A Transportation Security Administration employee looks at an image from a full-body scanner.
A Transportation Security Administration employee looks at an image from a full-body scanner.
Corbis

A government agency has collected thousands of "naked" images from advanced body-scanners, despite assurances from the Transportation Security Administration that the machines can't store or record the scans. The U.S. Marshals Service admits it secretly collected up to 35,000 images of people from a single Florida courthouse. The "X-ray" scanning machines are able to produce images that "see through" clothing, and the TSA is rolling them out at major airports around the U.S. The TSA now acknowledges the scanners can record, but says the feature is only for training purposes, and will be turned off at airports. Should travelers believe it?

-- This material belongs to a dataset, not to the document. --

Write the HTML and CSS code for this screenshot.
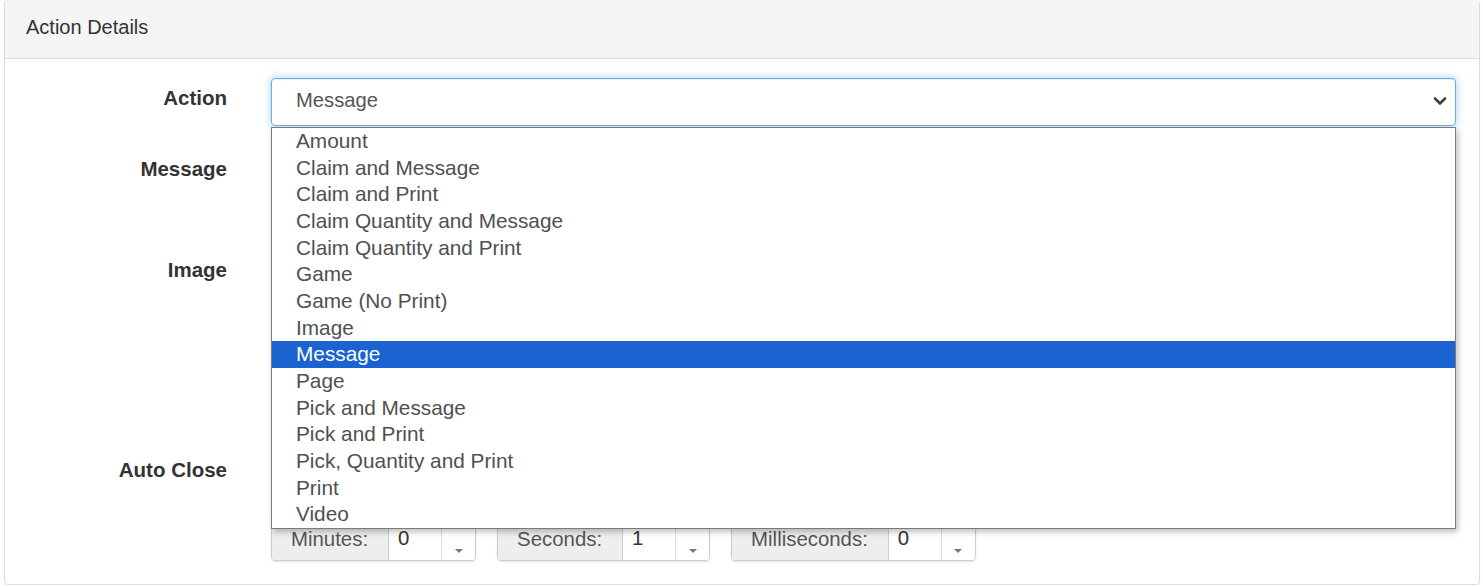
FILE: index.html
```html
<!DOCTYPE html>
<html lang="en">
<head>
    <meta charset="UTF-8">
    <title>Action Details</title>
    <link rel="stylesheet" href="styles.css">
</head>
<body>
    <div class="panel">
        <div class="panel-heading">Action Details</div>
        <div class="panel-body">
            <div class="form-row row-action">
                <label class="form-label">Action</label>
                <div class="control">
                    <div class="select-box">
                        <span class="select-value">Message</span>
                        <svg class="chevron" width="14" height="10" viewBox="0 0 14 10">
                            <polyline points="2,2.5 7,7.5 12,2.5" fill="none" stroke="#444" stroke-width="2.6" stroke-linecap="round" stroke-linejoin="round"/>
                        </svg>
                    </div>
                    <ul class="option-list">
                        <li>Amount</li>
                        <li>Claim and Message</li>
                        <li>Claim and Print</li>
                        <li>Claim Quantity and Message</li>
                        <li>Claim Quantity and Print</li>
                        <li>Game</li>
                        <li>Game (No Print)</li>
                        <li>Image</li>
                        <li class="selected">Message</li>
                        <li>Page</li>
                        <li>Pick and Message</li>
                        <li>Pick and Print</li>
                        <li>Pick, Quantity and Print</li>
                        <li>Print</li>
                        <li>Video</li>
                    </ul>
                </div>
            </div>
            <div class="form-row row-message">
                <label class="form-label">Message</label>
                <div class="control"></div>
            </div>
            <div class="form-row row-image">
                <label class="form-label">Image</label>
                <div class="control"></div>
            </div>
            <div class="form-row row-close">
                <label class="form-label">Auto Close</label>
                <div class="control">
                    <div class="close-check"></div>
                    <div class="time-groups">
                        <div class="time-group">
                            <span class="addon">Minutes:</span>
                            <span class="time-input">0</span>
                            <span class="spin"><span class="up"></span><span class="down"></span></span>
                        </div>
                        <div class="time-group">
                            <span class="addon">Seconds:</span>
                            <span class="time-input">1</span>
                            <span class="spin"><span class="up"></span><span class="down"></span></span>
                        </div>
                        <div class="time-group">
                            <span class="addon">Milliseconds:</span>
                            <span class="time-input">0</span>
                            <span class="spin"><span class="up"></span><span class="down"></span></span>
                        </div>
                    </div>
                </div>
            </div>
        </div>
    </div>
</body>
</html>
```

FILE: styles.css
```css
body {
    margin: 0;
    background: #fff;
    font-family: "Liberation Sans", Arial, sans-serif;
    color: #333;
}

.panel {
    margin: -1px 3px 0 4px;
    border: 1px solid #ddd;
    border-radius: 4px;
    box-shadow: 0 1px 2px rgba(0, 0, 0, 0.05);
}

.panel-heading {
    background: #f5f5f5;
    border-bottom: 1px solid #ddd;
    padding: 15px 21px 19px;
    font-size: 20px;
    line-height: 24px;
    color: #333;
}

.panel-body {
    padding: 19px 23px 23px 0;
}

.form-row {
    display: grid;
    grid-template-columns: 222px 1fr;
    column-gap: 44px;
}

.row-action { height: 71px; }
.row-message { height: 101px; }
.row-image { height: 200px; }

.form-label {
    text-align: right;
    font-weight: bold;
    font-size: 20.5px;
    line-height: 24px;
    padding-top: 8px;
    color: #333;
}

.control {
    position: relative;
}

.select-box {
    border: 1px solid #66afe9;
    border-radius: 4px;
    box-shadow: inset 0 1px 1px rgba(0, 0, 0, 0.075), 0 0 8px rgba(102, 175, 233, 0.6);
    display: flex;
    align-items: center;
    justify-content: space-between;
    padding: 0 8px 4px 24px;
    height: 42px;
    background: #fff;
}

.select-value {
    font-size: 20.2px;
    color: #555;
}

.chevron {
    margin-top: 2px;
}

.option-list {
    position: absolute;
    top: 49px;
    left: 0;
    right: 0;
    margin: 0;
    padding: 0;
    list-style: none;
    background: #fff;
    border: 1px solid #7a7a7a;
    box-shadow: 2px 3px 6px rgba(0, 0, 0, 0.25);
    z-index: 5;
}

.option-list li {
    height: 26.67px;
    line-height: 26.67px;
    padding-left: 24px;
    font-size: 20.8px;
    color: #505050;
    white-space: nowrap;
}

.option-list li.selected {
    background: #1a63d1;
    color: #fff;
}

.close-check {
    height: 63px;
}

.time-groups {
    display: flex;
    gap: 21px;
}

.time-group {
    display: flex;
    height: 46px;
    border: 1px solid #ccc;
    border-radius: 4px;
    box-shadow: 0 1px 2px rgba(0, 0, 0, 0.1);
    font-size: 20.4px;
    color: #555;
    overflow: hidden;
}

.addon {
    background: #eee;
    padding: 4px 20px 0 19px;
    line-height: 42px;
    border-right: 1px solid #ccc;
}

.time-input {
    width: 43px;
    padding: 4px 0 0 9px;
    line-height: 40px;
    background: #fff;
    color: #333;
}

.spin {
    width: 33px;
    border-left: 1px solid #ddd;
    background: #fff;
    display: flex;
    flex-direction: column;
}

.spin span {
    flex: 1;
    display: flex;
    justify-content: center;
    align-items: center;
}

.spin .up::after {
    content: "";
    border-left: 4px solid transparent;
    border-right: 4px solid transparent;
    border-bottom: 4px solid #777;
}

.spin .down::after {
    content: "";
    margin-top: 4px;
    border-left: 4px solid transparent;
    border-right: 4px solid transparent;
    border-top: 4px solid #777;
}
```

No, the feds have no respect for our privacy: We are always told the government has "strong policies in place to prevent abuse" of this kind of technology, says Dan Gillmor at Salon, and we are always lied to. Far from being unable to store images, these machines are "specifically designed" to collect them. "The only surprise in this case is that anyone would be surprised."
"Body scan images being banked"

The potential for abuse is there, but the fears are overblown: There's no evidence of a "nefarious conspiracy" here, says Chris Walters at The Consumerist. "Like it or not," this advanced imaging technology is coming to an airport near you to make flying safer. Now we know the system is open to "errors, oversights, [and] misbehavior," but that doesn't mean we're all going to end up on a government "'Travelers Gone Wild' DVD."
"Courthouse in Florida has 35,000 body scans of citizens."

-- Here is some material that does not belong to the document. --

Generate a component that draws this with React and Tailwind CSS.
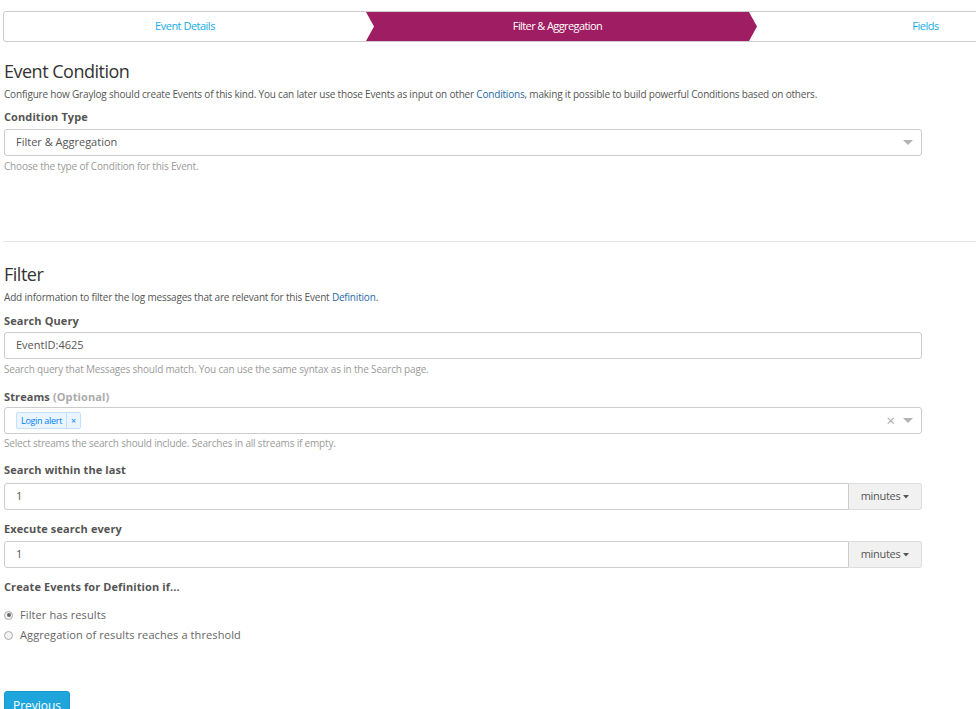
import React from 'react';

const font = { fontFamily: '"Open Sans", "Noto Sans", sans-serif' };

const Caret = () => (
  <svg width="10" height="6" viewBox="0 0 10 6" className="shrink-0">
    <path d="M0 0 L10 0 L5 5 Z" fill="#b3b3b3" />
  </svg>
);

const Steps = () => (
  <div className="h-[31px] w-[1100px] ml-[3px] mt-[11px] flex border border-[#ccc] rounded-l-[3px] text-[11px] tracking-[-0.5px]">
    <div className="w-[362px] flex items-center justify-center text-[#16ace3]">Event Details</div>
    <div className="relative w-[383px] bg-[#9f1d62] flex items-center justify-center text-white tracking-[-0.6px]">
      <div className="absolute left-0 top-0 h-full w-[8px] bg-white [clip-path:polygon(0_0,100%_50%,0_100%)]" />
      Filter &amp; Aggregation
      <div className="absolute right-[-8px] top-0 h-full w-[8px] bg-[#9f1d62] [clip-path:polygon(0_0,100%_50%,0_100%)] z-10" />
    </div>
    <div className="flex-1 flex items-center justify-center text-[#16ace3]">Fields</div>
  </div>
);

const Label = ({ children }) => (
  <div className="text-[11px] font-bold text-[#555] tracking-[0.1px] leading-[15px]">{children}</div>
);

const Help = ({ children }) => (
  <div className="text-[10px] text-[#9a9a9a] tracking-[-0.18px] leading-[14px]">{children}</div>
);

const Input = ({ value }) => (
  <div className="h-[27px] border border-[#ccc] rounded-[3px] flex items-center px-[11px] text-[11px] text-[#555]">
    {value}
  </div>
);

const InputGroup = ({ value }) => (
  <div className="flex h-[27px] w-[918px]">
    <div className="flex-1 border border-[#ccc] rounded-l-[3px] flex items-center px-[11px] text-[11px] text-[#555]">{value}</div>
    <div className="w-[73px] border border-l-0 border-[#ddd] bg-[#f1f1f1] rounded-r-[3px] flex items-center justify-center gap-[3px] text-[11px] text-[#555] tracking-[-0.3px]">
      minutes
      <svg width="6" height="4" viewBox="0 0 6 4"><path d="M0 0 L6 0 L3 3.5 Z" fill="#555" /></svg>
    </div>
  </div>
);

const Radio = ({ checked, children }) => (
  <div className="flex items-center gap-[7px] text-[11px] text-[#666] leading-[20px] tracking-[0.1px]">
    <span className="w-[9px] h-[9px] rounded-full border border-[#aaa] bg-[#f3f3f3] flex items-center justify-center">
      {checked && <span className="w-[4px] h-[4px] rounded-full bg-[#666]" />}
    </span>
    {children}
  </div>
);

export default function App() {
  return (
    <div style={font} className="w-[976px] h-[709px] overflow-hidden bg-white">
      <Steps />

      <div className="px-[4px]">
        <h2 className="text-[18px] text-[#333] mt-[17px] leading-[24px] tracking-[-0.5px]">Event Condition</h2>
        <p className="text-[10px] text-[#555] mt-[4px] leading-[15px] tracking-[-0.19px]">
          Configure how Graylog should create Events of this kind. You can later use those Events as input on other{' '}
          <span className="text-[#1f6aa5]">Conditions</span>, making it possible to build powerful Conditions based on others.
        </p>
        <div className="mt-[7px]"><Label>Condition Type</Label></div>
        <div className="mt-[5px] w-[918px] h-[27px] border border-[#ccc] rounded-[3px] flex items-center justify-between pl-[11px] pr-[8px] text-[11px] text-[#555]">
          <span>Filter &amp; Aggregation</span>
          <Caret />
        </div>
        <div className="mt-[3px]"><Help>Choose the type of Condition for this Event.</Help></div>
      </div>

      <div className="ml-[3px] mt-[68px] border-t border-[#e5e5e5]" />

      <div className="px-[4px]">
        <h2 className="text-[18px] text-[#333] mt-[20px] leading-[24px] tracking-[-0.5px]">Filter</h2>
        <p className="text-[10px] text-[#555] mt-[4px] leading-[15px] tracking-[-0.19px]">
          Add information to filter the log messages that are relevant for this Event <span className="text-[#1f6aa5]">Definition</span>.
        </p>

        <div className="mt-[8px]"><Label>Search Query</Label></div>
        <div className="mt-[4px] w-[918px]"><Input value="EventID:4625" /></div>
        <div className="mt-[3px]"><Help>Search query that Messages should match. You can use the same syntax as in the Search page.</Help></div>

        <div className="mt-[13px]"><Label>Streams <span className="text-[#aaa]">(Optional)</span></Label></div>
        <div className="mt-[3px] w-[918px] h-[27px] border border-[#ccc] rounded-[3px] flex items-center pl-[11px] pr-[8px]">
          <span className="flex h-[17px] border border-[#c2e0ff] bg-[#ebf5ff] rounded-[2px] text-[9px] text-[#007eff] tracking-[-0.3px]">
            <span className="px-[4px] flex items-center">Login alert</span>
            <span className="px-[4px] flex items-center border-l border-[#c2e0ff]">×</span>
          </span>
          <span className="ml-auto text-[15px] text-[#aaa] leading-none mr-[8px]">×</span>
          <Caret />
        </div>
        <div className="mt-[2px]"><Help>Select streams the search should include. Searches in all streams if empty.</Help></div>

        <div className="mt-[12px]"><Label>Search within the last</Label></div>
        <div className="mt-[6px]"><InputGroup value="1" /></div>

        <div className="mt-[11px]"><Label>Execute search every</Label></div>
        <div className="mt-[5px]"><InputGroup value="1" /></div>

        <div className="mt-[11px]"><Label>Create Events for Definition if...</Label></div>
        <div className="mt-[11px]">
          <Radio checked>Filter has results</Radio>
          <Radio>Aggregation of results reaches a threshold</Radio>
        </div>

        <button className="mt-[46px] h-[30px] w-[66px] bg-[#1ea6dc] border border-[#1897c9] rounded-[3px] text-white text-[12px] flex items-start justify-center pt-[5px]">
          Previous
        </button>
      </div>
    </div>
  );
}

The complaints would fade if the TSA would level with us: The TSA said it wouldn't be able to record images from the scanners, says Declan McCullagh at CNet, but a look at the small print shows it actually asked manufacturers for the capability to "export image data" from the machines and transfer it to its networks. This "trickle of disclosures" is alarming. The TSA ought to come out and tell us exactly how the machines will be used.
"Feds admit storing checkpoint body scan images"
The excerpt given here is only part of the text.